Donald Berwick, MD, first coined the term “Triple Aim” for the goals of the emerging health care world.1 Emergency medicine has clinical ABCs as cornerstones of the specialty. Today, as the new health care world emerges, there are significant challenges and opportunities that will redefine the meaning of EM’s practice management ABCs; a new “EM Triple Aim” is at hand.
The first significant impetus to change was the Centers for Medicare & Medicaid Services (CMS) announcement making provider payment data available to the public.2 This change now provides critical information to everyone on how physicians have been paid by Medicare. In the context of other changes, this initial move by CMS will likely stand as an industry cornerstone/landmark change as it will have an impact throughout the provider community.
The second industry move of importance for physicians was the recent announcement by Aetna, Humana, and UnitedHealthcare of virtually the same change, namely the release of their payment data to the public.3
Along these same lines, it is important to recognize a very important article by Bob Herman, in which he potentially links the first two and begins exploring the potential for Medicare to become the health care industry’s sole payer.4 Although the article itself addresses hospital finances, it is prudent to take note of it. This may not be as far-fetched as one might think. Emergency physicians need to be armed with the facts and prepared to aggressively deal with several related changes and industry maneuverings that could potentially have a dramatic impact on the finances and even the survival of individual EM practices (see sidebar).
What might these changes mean for EM? These are major structural changes and shifts in the macroeconomic and demographic landscape that could have significant impact EM practices. The big-picture issues involve hospitals maneuvering to engage the insurance industry. Medicaid expansion certainly offers the potential for EM reimbursement to increase at least slightly, but it will be dependent on the actual levels of reimbursement. The explosion of the urgent care industry coupled with the retailization of health care definitely have the potential to significantly change the acuity mix of EM practices.

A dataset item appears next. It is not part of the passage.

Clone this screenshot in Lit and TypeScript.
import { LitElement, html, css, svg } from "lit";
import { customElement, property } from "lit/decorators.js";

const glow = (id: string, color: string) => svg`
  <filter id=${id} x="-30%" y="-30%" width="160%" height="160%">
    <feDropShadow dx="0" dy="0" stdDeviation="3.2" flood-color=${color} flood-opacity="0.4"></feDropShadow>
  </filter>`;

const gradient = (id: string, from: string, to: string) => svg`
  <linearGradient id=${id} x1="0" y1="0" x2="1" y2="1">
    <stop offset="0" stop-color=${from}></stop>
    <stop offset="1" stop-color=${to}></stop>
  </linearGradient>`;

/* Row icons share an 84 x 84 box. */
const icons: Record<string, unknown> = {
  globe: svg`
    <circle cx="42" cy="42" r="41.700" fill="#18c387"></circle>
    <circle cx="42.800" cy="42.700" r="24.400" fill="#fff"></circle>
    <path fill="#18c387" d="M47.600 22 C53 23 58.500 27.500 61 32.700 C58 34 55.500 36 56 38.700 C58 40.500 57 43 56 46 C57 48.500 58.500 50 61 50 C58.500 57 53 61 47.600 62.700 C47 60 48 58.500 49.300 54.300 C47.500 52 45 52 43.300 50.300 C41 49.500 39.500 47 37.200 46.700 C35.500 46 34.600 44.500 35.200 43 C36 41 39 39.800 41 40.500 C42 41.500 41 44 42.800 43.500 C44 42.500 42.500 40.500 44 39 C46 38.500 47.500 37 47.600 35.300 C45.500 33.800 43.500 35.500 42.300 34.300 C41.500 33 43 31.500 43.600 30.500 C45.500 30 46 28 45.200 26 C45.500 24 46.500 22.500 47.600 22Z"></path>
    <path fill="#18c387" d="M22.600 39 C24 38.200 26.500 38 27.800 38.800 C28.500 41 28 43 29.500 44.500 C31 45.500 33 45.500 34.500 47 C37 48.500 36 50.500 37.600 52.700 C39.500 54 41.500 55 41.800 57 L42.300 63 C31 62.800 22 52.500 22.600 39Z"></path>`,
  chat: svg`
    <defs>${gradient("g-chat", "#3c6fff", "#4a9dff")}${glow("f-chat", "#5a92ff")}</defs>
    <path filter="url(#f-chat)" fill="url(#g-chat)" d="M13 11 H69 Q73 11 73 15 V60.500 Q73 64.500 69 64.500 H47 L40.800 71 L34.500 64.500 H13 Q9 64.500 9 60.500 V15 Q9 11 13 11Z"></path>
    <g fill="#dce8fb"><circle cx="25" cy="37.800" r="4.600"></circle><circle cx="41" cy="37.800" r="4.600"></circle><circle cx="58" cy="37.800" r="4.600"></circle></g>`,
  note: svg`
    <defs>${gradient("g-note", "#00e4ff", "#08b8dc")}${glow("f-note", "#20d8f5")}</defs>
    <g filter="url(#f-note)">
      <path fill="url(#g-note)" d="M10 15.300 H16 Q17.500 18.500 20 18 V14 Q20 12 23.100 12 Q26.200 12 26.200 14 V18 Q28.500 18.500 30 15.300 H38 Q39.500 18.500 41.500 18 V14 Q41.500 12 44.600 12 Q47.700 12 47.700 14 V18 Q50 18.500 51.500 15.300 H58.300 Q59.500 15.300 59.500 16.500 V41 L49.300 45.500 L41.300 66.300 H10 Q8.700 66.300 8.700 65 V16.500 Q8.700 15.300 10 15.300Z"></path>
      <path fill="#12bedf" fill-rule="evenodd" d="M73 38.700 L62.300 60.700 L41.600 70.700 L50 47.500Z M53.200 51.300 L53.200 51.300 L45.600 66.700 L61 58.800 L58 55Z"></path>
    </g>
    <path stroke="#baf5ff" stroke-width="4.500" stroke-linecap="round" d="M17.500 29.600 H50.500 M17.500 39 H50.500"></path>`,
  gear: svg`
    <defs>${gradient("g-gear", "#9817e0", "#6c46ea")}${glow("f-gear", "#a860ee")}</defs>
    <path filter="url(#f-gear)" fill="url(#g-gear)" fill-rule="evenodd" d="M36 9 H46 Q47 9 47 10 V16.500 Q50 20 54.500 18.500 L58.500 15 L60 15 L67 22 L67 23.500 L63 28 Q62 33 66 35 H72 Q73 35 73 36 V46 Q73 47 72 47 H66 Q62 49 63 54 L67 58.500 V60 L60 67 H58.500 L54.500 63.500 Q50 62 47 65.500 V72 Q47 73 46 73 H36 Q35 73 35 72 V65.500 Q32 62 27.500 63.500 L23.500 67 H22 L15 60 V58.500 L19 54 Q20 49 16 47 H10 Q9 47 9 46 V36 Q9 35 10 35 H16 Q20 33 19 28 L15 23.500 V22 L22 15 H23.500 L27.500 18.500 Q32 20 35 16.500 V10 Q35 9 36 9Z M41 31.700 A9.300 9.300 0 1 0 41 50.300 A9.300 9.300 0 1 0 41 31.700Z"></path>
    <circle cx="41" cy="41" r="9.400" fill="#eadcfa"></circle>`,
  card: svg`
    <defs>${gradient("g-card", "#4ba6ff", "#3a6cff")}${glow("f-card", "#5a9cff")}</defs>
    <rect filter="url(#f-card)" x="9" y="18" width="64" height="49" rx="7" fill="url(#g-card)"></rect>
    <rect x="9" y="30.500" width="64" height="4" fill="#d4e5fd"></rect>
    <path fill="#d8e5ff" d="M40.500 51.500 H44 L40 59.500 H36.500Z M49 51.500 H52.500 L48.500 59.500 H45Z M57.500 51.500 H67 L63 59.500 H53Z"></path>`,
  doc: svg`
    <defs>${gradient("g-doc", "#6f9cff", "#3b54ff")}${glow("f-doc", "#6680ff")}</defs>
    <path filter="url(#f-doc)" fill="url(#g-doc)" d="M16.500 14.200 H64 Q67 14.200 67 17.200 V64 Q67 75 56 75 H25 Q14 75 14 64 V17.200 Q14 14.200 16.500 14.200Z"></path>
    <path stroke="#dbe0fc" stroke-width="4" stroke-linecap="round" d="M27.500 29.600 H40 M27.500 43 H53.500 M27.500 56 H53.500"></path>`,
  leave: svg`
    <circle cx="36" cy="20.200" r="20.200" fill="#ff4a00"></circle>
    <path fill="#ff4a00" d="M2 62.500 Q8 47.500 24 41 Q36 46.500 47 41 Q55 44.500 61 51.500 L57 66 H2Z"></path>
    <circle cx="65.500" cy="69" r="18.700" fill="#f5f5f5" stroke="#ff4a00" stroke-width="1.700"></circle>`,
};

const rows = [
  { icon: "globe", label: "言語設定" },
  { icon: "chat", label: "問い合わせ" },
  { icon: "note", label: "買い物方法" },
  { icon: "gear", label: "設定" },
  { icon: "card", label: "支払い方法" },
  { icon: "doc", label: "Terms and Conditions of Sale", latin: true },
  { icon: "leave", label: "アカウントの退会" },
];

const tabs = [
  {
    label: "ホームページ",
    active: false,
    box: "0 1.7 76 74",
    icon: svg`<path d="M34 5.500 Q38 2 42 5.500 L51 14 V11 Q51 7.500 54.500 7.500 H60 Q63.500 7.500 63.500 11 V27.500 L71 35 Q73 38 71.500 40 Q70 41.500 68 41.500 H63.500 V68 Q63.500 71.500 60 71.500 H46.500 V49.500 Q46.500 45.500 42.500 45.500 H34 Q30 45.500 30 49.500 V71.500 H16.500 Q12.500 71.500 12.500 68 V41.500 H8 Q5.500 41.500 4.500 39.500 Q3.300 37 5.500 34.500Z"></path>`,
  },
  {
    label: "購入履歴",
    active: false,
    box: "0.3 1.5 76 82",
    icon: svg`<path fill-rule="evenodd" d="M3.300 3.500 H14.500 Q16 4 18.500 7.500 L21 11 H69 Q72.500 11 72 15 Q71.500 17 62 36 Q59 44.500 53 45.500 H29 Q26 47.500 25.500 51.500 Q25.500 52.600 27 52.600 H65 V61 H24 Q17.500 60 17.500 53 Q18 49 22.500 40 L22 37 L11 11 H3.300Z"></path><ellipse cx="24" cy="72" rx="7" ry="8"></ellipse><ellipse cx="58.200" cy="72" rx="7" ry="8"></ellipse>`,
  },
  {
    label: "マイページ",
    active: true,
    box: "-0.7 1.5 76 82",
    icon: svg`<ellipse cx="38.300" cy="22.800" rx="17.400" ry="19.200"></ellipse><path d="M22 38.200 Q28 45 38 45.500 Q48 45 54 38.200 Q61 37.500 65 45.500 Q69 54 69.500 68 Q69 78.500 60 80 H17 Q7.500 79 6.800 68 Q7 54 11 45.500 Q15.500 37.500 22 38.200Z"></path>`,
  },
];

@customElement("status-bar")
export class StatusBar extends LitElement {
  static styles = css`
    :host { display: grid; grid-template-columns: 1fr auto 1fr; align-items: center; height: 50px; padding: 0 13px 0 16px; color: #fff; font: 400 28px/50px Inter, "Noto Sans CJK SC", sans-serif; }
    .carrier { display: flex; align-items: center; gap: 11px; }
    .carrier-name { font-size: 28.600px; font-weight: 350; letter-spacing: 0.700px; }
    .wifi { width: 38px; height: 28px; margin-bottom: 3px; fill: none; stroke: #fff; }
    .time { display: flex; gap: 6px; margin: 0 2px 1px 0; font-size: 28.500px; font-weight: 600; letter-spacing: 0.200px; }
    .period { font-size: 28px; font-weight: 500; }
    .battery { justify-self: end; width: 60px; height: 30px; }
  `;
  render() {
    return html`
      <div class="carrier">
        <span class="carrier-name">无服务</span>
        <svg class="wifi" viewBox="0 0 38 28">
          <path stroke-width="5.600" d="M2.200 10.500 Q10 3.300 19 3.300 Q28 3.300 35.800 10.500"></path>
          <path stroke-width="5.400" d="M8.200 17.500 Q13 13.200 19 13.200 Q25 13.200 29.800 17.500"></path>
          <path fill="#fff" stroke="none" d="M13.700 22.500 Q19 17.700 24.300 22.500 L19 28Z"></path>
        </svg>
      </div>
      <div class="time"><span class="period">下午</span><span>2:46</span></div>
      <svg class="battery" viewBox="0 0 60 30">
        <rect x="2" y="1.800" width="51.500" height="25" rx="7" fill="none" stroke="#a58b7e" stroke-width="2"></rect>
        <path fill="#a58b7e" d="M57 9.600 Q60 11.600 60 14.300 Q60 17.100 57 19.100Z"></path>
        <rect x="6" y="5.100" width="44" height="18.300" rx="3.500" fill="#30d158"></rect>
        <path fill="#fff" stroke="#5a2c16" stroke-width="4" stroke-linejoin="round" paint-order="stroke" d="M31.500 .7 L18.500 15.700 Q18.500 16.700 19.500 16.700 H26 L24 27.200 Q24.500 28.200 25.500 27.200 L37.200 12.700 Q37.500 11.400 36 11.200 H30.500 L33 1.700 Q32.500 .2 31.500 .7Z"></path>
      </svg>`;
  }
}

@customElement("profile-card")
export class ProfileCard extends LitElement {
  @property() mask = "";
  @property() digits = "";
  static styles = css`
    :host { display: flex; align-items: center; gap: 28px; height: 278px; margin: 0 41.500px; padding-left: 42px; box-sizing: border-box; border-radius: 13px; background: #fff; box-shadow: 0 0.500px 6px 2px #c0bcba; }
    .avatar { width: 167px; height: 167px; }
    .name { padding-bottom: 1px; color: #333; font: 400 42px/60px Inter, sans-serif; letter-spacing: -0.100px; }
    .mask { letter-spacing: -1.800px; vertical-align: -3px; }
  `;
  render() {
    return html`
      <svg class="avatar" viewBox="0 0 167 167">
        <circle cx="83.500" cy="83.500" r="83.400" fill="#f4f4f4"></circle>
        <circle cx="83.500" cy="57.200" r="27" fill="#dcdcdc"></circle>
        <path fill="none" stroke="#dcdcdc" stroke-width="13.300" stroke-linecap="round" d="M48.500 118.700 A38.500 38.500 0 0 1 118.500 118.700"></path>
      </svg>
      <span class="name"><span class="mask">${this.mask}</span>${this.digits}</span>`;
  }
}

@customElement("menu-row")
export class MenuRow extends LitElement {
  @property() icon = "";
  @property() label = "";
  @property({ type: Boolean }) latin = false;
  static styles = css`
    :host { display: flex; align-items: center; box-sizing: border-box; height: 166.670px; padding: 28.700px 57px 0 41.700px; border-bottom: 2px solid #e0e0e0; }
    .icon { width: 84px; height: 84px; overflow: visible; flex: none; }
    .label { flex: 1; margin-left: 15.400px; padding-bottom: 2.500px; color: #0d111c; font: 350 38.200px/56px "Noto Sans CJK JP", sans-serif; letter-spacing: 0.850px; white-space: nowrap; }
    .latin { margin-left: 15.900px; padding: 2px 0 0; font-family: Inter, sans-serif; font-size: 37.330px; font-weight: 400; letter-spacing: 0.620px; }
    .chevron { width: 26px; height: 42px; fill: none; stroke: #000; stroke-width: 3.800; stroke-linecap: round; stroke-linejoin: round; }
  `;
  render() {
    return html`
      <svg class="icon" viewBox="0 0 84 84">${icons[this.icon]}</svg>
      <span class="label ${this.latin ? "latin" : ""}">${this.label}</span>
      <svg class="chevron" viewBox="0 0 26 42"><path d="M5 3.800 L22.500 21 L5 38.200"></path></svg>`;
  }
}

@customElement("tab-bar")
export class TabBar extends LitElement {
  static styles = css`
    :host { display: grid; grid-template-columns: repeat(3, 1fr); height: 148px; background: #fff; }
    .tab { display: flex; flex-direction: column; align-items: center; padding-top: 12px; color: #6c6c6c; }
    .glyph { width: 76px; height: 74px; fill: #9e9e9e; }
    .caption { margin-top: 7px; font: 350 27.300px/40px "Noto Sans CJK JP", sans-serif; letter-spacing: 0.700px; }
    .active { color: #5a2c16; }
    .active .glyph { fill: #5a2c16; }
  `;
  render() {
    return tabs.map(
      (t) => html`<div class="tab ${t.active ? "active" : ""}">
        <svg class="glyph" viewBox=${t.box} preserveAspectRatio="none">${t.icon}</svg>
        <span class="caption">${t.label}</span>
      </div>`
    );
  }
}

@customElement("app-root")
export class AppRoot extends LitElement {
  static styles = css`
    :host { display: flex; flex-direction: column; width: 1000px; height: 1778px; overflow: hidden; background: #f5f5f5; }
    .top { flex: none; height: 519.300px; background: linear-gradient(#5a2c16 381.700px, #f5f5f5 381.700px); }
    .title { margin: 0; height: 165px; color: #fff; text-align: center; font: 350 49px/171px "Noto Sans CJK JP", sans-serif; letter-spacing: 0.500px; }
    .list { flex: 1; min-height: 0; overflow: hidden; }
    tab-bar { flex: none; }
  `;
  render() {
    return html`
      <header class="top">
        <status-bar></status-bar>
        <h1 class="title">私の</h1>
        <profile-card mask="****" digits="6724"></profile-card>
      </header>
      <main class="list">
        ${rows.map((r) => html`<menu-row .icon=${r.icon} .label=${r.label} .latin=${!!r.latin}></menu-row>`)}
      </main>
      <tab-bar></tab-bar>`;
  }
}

The insurance industry poses a challenge that necessitates constant vigilance of critical indices of EM practices.
Simultaneous, with these changes, we are living in an emerging health care world of physician engagement, alignment, and integration, with the hospital C-suite expecting the physician community to “get on board” with these changes that are beginning to significantly impact hospital finances. A hallmark of EM is its central role in triggering hospital admissions, with the emergency department accounting for at least 68 percent of hospital admissions.5 This landscape is, however, changing as hospitals move toward providing more care in outpatient settings. As the latter occurs, it can have a devastating financial impact on hospital finances, especially if hospital admissions substantially decline, which has been seen recently in suburban Philadelphia.6 The central role of EM in the hospital admission issue remains paramount.